**Short exercise**
Collect all lines below with the string "this".

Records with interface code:
>> BEGIN

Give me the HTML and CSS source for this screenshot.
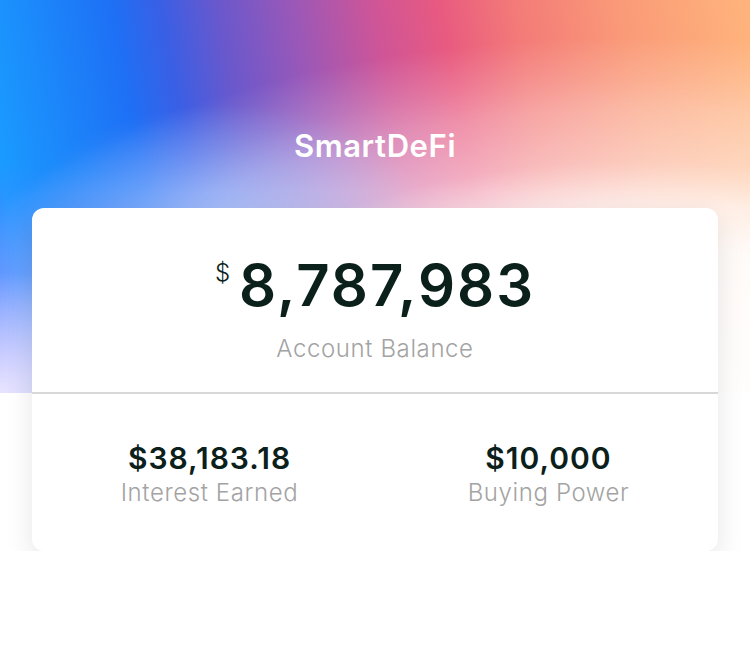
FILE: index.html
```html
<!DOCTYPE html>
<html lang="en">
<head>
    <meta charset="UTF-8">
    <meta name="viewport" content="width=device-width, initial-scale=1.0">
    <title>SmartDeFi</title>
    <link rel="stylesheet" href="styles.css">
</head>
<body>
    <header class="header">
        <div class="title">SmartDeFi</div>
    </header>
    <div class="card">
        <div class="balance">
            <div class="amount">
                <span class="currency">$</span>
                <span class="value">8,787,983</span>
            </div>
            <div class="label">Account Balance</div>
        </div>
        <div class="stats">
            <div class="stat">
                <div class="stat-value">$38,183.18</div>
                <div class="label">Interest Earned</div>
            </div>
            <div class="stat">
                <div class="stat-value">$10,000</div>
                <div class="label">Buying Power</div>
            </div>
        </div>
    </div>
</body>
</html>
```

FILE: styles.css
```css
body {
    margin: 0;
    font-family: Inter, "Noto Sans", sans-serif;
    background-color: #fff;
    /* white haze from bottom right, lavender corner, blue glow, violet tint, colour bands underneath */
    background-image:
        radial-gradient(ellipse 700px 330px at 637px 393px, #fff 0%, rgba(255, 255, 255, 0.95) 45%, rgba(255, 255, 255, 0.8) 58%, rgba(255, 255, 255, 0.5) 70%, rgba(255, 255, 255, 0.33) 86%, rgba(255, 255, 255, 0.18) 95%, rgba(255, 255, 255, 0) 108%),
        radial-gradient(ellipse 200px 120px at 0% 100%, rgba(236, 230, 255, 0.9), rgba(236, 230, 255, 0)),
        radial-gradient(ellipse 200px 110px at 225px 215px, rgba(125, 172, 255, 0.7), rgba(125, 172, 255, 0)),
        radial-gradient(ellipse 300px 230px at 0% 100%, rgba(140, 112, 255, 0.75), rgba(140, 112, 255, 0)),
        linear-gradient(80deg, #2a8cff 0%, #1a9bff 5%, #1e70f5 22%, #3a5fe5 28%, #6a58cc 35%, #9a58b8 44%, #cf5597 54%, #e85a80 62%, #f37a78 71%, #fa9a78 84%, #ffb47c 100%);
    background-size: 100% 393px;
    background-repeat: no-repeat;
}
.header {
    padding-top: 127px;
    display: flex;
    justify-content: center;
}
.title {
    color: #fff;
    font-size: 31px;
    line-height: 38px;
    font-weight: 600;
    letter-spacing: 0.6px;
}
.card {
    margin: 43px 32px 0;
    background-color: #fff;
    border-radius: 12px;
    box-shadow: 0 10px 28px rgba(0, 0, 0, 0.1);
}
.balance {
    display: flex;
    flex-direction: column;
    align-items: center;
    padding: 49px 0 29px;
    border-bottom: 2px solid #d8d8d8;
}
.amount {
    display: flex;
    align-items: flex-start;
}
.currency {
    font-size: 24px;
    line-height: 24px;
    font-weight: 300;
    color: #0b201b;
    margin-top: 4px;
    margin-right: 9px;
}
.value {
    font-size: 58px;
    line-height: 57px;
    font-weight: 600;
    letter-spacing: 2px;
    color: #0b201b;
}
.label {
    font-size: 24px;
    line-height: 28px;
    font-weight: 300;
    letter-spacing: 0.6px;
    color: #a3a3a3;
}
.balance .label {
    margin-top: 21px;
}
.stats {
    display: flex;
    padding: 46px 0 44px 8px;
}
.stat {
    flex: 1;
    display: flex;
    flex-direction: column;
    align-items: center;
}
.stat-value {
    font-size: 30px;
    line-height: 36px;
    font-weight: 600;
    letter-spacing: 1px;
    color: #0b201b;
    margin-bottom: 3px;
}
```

>> END
>> BEGIN

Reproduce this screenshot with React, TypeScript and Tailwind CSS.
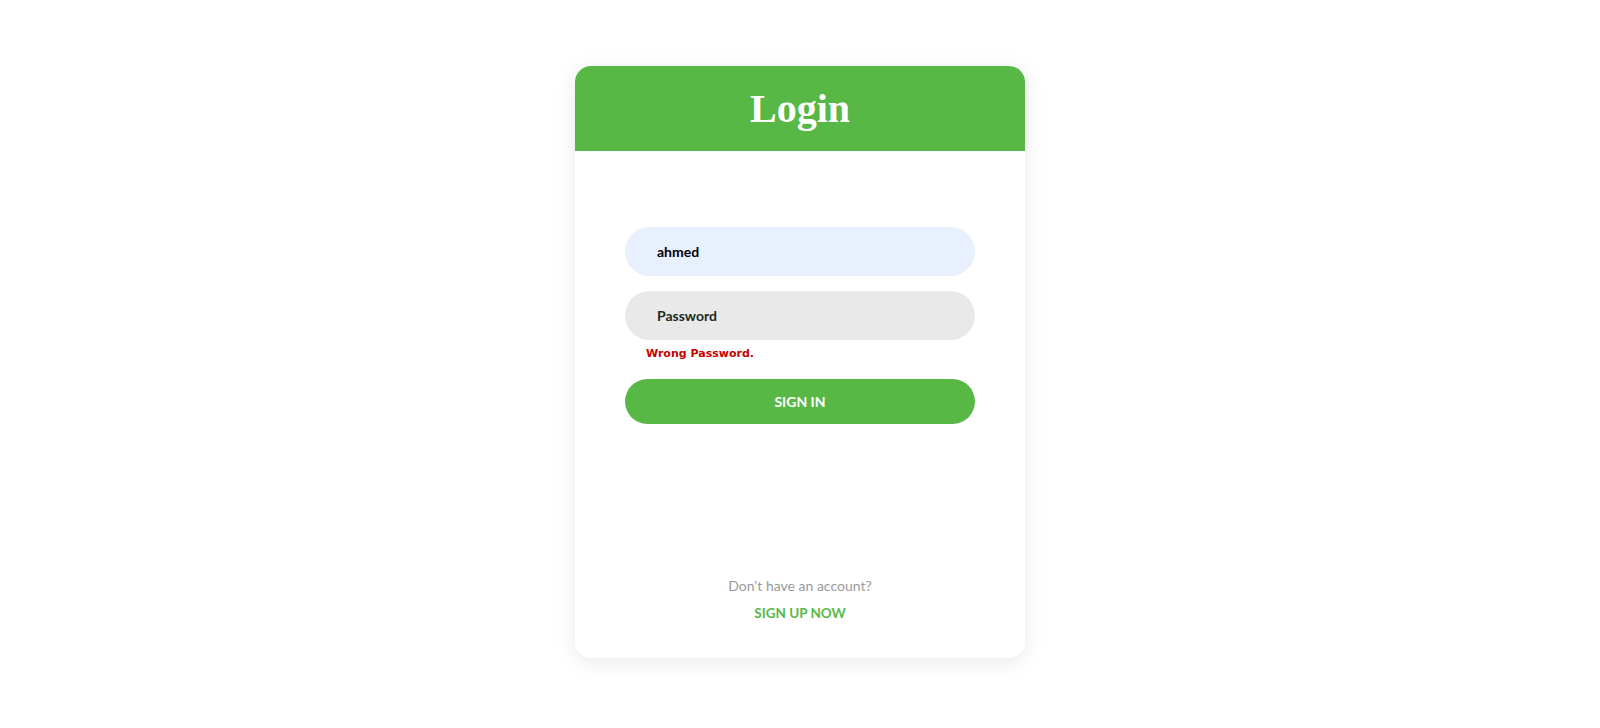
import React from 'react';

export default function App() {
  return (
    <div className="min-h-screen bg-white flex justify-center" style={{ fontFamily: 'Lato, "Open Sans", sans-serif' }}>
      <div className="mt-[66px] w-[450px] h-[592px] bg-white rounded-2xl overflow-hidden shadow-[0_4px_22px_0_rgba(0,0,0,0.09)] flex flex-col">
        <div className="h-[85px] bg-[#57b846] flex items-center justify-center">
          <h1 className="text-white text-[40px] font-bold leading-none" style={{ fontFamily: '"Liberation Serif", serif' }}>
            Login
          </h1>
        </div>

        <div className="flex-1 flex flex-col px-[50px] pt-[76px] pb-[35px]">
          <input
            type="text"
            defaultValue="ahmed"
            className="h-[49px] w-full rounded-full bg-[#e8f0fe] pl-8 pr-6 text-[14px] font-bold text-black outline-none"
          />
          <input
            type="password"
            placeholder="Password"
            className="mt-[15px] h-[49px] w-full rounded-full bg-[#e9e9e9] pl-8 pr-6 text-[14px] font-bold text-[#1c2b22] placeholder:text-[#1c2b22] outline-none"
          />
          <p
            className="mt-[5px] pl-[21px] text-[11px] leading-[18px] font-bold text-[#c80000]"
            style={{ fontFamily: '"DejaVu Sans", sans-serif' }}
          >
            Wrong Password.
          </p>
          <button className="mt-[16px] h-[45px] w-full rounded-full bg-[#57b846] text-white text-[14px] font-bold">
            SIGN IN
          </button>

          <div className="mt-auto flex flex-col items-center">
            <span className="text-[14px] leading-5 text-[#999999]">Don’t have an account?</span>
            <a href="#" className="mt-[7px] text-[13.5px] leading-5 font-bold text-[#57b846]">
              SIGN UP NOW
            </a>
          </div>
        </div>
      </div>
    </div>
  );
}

>> END

**Task solution**
Give me the HTML and CSS source for this screenshot.
Reproduce this screenshot with React, TypeScript and Tailwind CSS.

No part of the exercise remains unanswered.